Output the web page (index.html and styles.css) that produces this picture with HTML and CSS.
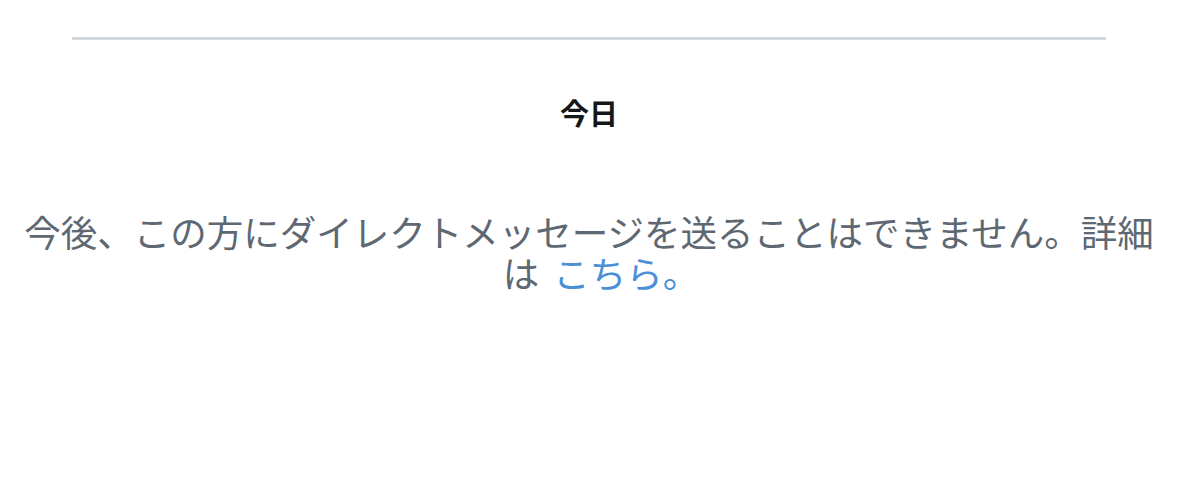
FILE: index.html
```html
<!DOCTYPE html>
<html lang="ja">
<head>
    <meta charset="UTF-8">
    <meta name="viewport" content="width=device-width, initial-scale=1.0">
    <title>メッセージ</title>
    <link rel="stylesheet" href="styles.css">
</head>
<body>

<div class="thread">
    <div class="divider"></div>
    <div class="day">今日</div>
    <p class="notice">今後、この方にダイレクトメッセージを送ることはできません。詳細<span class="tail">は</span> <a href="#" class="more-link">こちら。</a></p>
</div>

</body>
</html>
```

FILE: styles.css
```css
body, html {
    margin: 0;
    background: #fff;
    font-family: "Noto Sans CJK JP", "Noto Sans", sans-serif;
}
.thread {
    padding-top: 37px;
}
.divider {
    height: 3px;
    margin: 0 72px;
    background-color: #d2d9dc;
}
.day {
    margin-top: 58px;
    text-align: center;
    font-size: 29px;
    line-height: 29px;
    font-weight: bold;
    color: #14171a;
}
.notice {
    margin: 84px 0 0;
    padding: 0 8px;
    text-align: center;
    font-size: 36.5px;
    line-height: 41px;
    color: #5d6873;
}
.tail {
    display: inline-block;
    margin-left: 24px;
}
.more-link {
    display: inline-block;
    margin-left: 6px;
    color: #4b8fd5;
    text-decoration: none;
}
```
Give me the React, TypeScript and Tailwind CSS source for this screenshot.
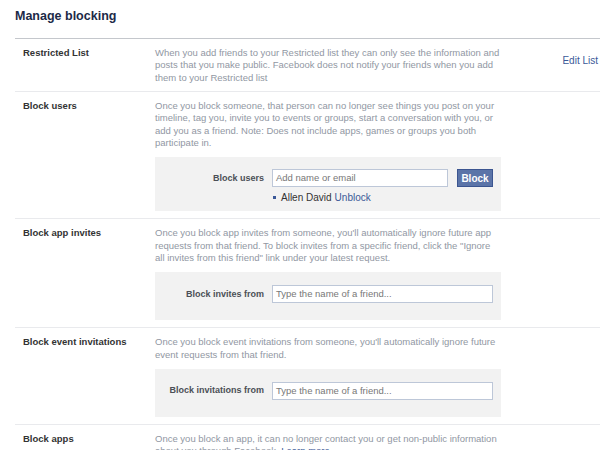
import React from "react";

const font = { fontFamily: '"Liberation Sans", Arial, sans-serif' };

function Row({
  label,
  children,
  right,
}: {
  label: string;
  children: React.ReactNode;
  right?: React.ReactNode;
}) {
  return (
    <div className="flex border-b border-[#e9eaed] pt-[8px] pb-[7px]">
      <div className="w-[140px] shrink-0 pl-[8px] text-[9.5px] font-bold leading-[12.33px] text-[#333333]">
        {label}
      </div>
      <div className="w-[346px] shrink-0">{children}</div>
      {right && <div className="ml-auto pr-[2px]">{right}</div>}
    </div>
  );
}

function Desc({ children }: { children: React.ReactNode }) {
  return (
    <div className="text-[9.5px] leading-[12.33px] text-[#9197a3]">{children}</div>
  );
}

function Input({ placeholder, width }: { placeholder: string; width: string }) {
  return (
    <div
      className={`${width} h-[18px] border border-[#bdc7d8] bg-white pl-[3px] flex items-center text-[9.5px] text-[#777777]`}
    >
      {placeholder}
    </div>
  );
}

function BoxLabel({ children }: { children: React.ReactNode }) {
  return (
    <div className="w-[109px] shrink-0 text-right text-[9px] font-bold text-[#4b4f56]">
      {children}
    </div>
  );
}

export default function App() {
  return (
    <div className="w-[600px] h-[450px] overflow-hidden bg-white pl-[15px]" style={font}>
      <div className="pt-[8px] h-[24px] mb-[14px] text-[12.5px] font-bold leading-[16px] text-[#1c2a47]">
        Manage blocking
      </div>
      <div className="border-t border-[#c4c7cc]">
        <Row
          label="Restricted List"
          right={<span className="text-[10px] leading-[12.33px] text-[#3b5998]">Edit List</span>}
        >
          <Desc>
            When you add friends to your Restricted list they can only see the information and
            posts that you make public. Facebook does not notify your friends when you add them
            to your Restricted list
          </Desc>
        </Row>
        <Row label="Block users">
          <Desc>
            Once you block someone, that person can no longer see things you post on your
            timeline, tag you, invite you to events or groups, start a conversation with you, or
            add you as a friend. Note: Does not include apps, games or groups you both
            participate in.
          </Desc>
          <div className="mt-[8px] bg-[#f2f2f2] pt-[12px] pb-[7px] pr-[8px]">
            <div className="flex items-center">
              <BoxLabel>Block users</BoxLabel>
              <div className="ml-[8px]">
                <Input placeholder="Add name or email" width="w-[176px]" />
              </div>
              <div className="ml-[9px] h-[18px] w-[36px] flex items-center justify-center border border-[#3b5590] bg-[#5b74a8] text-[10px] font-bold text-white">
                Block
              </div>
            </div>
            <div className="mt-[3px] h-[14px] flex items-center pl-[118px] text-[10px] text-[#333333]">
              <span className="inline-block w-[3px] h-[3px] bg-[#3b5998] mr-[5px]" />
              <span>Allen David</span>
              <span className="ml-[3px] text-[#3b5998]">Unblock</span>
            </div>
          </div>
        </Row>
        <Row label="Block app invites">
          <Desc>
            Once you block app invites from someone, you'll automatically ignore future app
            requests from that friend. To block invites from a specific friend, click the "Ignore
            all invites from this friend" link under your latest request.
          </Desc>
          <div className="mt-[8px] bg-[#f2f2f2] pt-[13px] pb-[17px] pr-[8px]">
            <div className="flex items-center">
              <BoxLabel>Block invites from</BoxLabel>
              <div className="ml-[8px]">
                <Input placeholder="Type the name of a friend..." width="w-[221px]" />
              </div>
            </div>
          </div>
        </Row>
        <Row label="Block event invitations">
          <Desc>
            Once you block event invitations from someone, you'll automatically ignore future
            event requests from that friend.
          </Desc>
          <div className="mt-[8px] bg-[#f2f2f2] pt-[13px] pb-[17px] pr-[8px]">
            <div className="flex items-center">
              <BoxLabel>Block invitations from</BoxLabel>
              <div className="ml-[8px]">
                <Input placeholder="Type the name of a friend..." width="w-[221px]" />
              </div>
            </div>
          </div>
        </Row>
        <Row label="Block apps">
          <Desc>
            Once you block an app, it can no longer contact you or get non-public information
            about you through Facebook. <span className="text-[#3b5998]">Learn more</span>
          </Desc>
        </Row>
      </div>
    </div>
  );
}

[Problem details]:
Retype the entries word for word. Omit any images.

[Output]:
Output the web page (index.html and styles.css) that produces this picture with HTML and CSS.
FILE: index.html
```html
<!DOCTYPE html>
<html lang="ja">
<head>
    <meta charset="UTF-8">
    <meta name="viewport" content="width=device-width, initial-scale=1.0">
    <title>メッセージ</title>
    <link rel="stylesheet" href="styles.css">
</head>
<body>

<div class="thread">
    <div class="divider"></div>
    <div class="day">今日</div>
    <p class="notice">今後、この方にダイレクトメッセージを送ることはできません。詳細<span class="tail">は</span> <a href="#" class="more-link">こちら。</a></p>
</div>

</body>
</html>
```

FILE: styles.css
```css
body, html {
    margin: 0;
    background: #fff;
    font-family: "Noto Sans CJK JP", "Noto Sans", sans-serif;
}
.thread {
    padding-top: 37px;
}
.divider {
    height: 3px;
    margin: 0 72px;
    background-color: #d2d9dc;
}
.day {
    margin-top: 58px;
    text-align: center;
    font-size: 29px;
    line-height: 29px;
    font-weight: bold;
    color: #14171a;
}
.notice {
    margin: 84px 0 0;
    padding: 0 8px;
    text-align: center;
    font-size: 36.5px;
    line-height: 41px;
    color: #5d6873;
}
.tail {
    display: inline-block;
    margin-left: 24px;
}
.more-link {
    display: inline-block;
    margin-left: 6px;
    color: #4b8fd5;
    text-decoration: none;
}
```
Give me the React, TypeScript and Tailwind CSS source for this screenshot.
import React from "react";

const font = { fontFamily: '"Liberation Sans", Arial, sans-serif' };

function Row({
  label,
  children,
  right,
}: {
  label: string;
  children: React.ReactNode;
  right?: React.ReactNode;
}) {
  return (
    <div className="flex border-b border-[#e9eaed] pt-[8px] pb-[7px]">
      <div className="w-[140px] shrink-0 pl-[8px] text-[9.5px] font-bold leading-[12.33px] text-[#333333]">
        {label}
      </div>
      <div className="w-[346px] shrink-0">{children}</div>
      {right && <div className="ml-auto pr-[2px]">{right}</div>}
    </div>
  );
}

function Desc({ children }: { children: React.ReactNode }) {
  return (
    <div className="text-[9.5px] leading-[12.33px] text-[#9197a3]">{children}</div>
  );
}

function Input({ placeholder, width }: { placeholder: string; width: string }) {
  return (
    <div
      className={`${width} h-[18px] border border-[#bdc7d8] bg-white pl-[3px] flex items-center text-[9.5px] text-[#777777]`}
    >
      {placeholder}
    </div>
  );
}

function BoxLabel({ children }: { children: React.ReactNode }) {
  return (
    <div className="w-[109px] shrink-0 text-right text-[9px] font-bold text-[#4b4f56]">
      {children}
    </div>
  );
}

export default function App() {
  return (
    <div className="w-[600px] h-[450px] overflow-hidden bg-white pl-[15px]" style={font}>
      <div className="pt-[8px] h-[24px] mb-[14px] text-[12.5px] font-bold leading-[16px] text-[#1c2a47]">
        Manage blocking
      </div>
      <div className="border-t border-[#c4c7cc]">
        <Row
          label="Restricted List"
          right={<span className="text-[10px] leading-[12.33px] text-[#3b5998]">Edit List</span>}
        >
          <Desc>
            When you add friends to your Restricted list they can only see the information and
            posts that you make public. Facebook does not notify your friends when you add them
            to your Restricted list
          </Desc>
        </Row>
        <Row label="Block users">
          <Desc>
            Once you block someone, that person can no longer see things you post on your
            timeline, tag you, invite you to events or groups, start a conversation with you, or
            add you as a friend. Note: Does not include apps, games or groups you both
            participate in.
          </Desc>
          <div className="mt-[8px] bg-[#f2f2f2] pt-[12px] pb-[7px] pr-[8px]">
            <div className="flex items-center">
              <BoxLabel>Block users</BoxLabel>
              <div className="ml-[8px]">
                <Input placeholder="Add name or email" width="w-[176px]" />
              </div>
              <div className="ml-[9px] h-[18px] w-[36px] flex items-center justify-center border border-[#3b5590] bg-[#5b74a8] text-[10px] font-bold text-white">
                Block
              </div>
            </div>
            <div className="mt-[3px] h-[14px] flex items-center pl-[118px] text-[10px] text-[#333333]">
              <span className="inline-block w-[3px] h-[3px] bg-[#3b5998] mr-[5px]" />
              <span>Allen David</span>
              <span className="ml-[3px] text-[#3b5998]">Unblock</span>
            </div>
          </div>
        </Row>
        <Row label="Block app invites">
          <Desc>
            Once you block app invites from someone, you'll automatically ignore future app
            requests from that friend. To block invites from a specific friend, click the "Ignore
            all invites from this friend" link under your latest request.
          </Desc>
          <div className="mt-[8px] bg-[#f2f2f2] pt-[13px] pb-[17px] pr-[8px]">
            <div className="flex items-center">
              <BoxLabel>Block invites from</BoxLabel>
              <div className="ml-[8px]">
                <Input placeholder="Type the name of a friend..." width="w-[221px]" />
              </div>
            </div>
          </div>
        </Row>
        <Row label="Block event invitations">
          <Desc>
            Once you block event invitations from someone, you'll automatically ignore future
            event requests from that friend.
          </Desc>
          <div className="mt-[8px] bg-[#f2f2f2] pt-[13px] pb-[17px] pr-[8px]">
            <div className="flex items-center">
              <BoxLabel>Block invitations from</BoxLabel>
              <div className="ml-[8px]">
                <Input placeholder="Type the name of a friend..." width="w-[221px]" />
              </div>
            </div>
          </div>
        </Row>
        <Row label="Block apps">
          <Desc>
            Once you block an app, it can no longer contact you or get non-public information
            about you through Facebook. <span className="text-[#3b5998]">Learn more</span>
          </Desc>
        </Row>
      </div>
    </div>
  );
}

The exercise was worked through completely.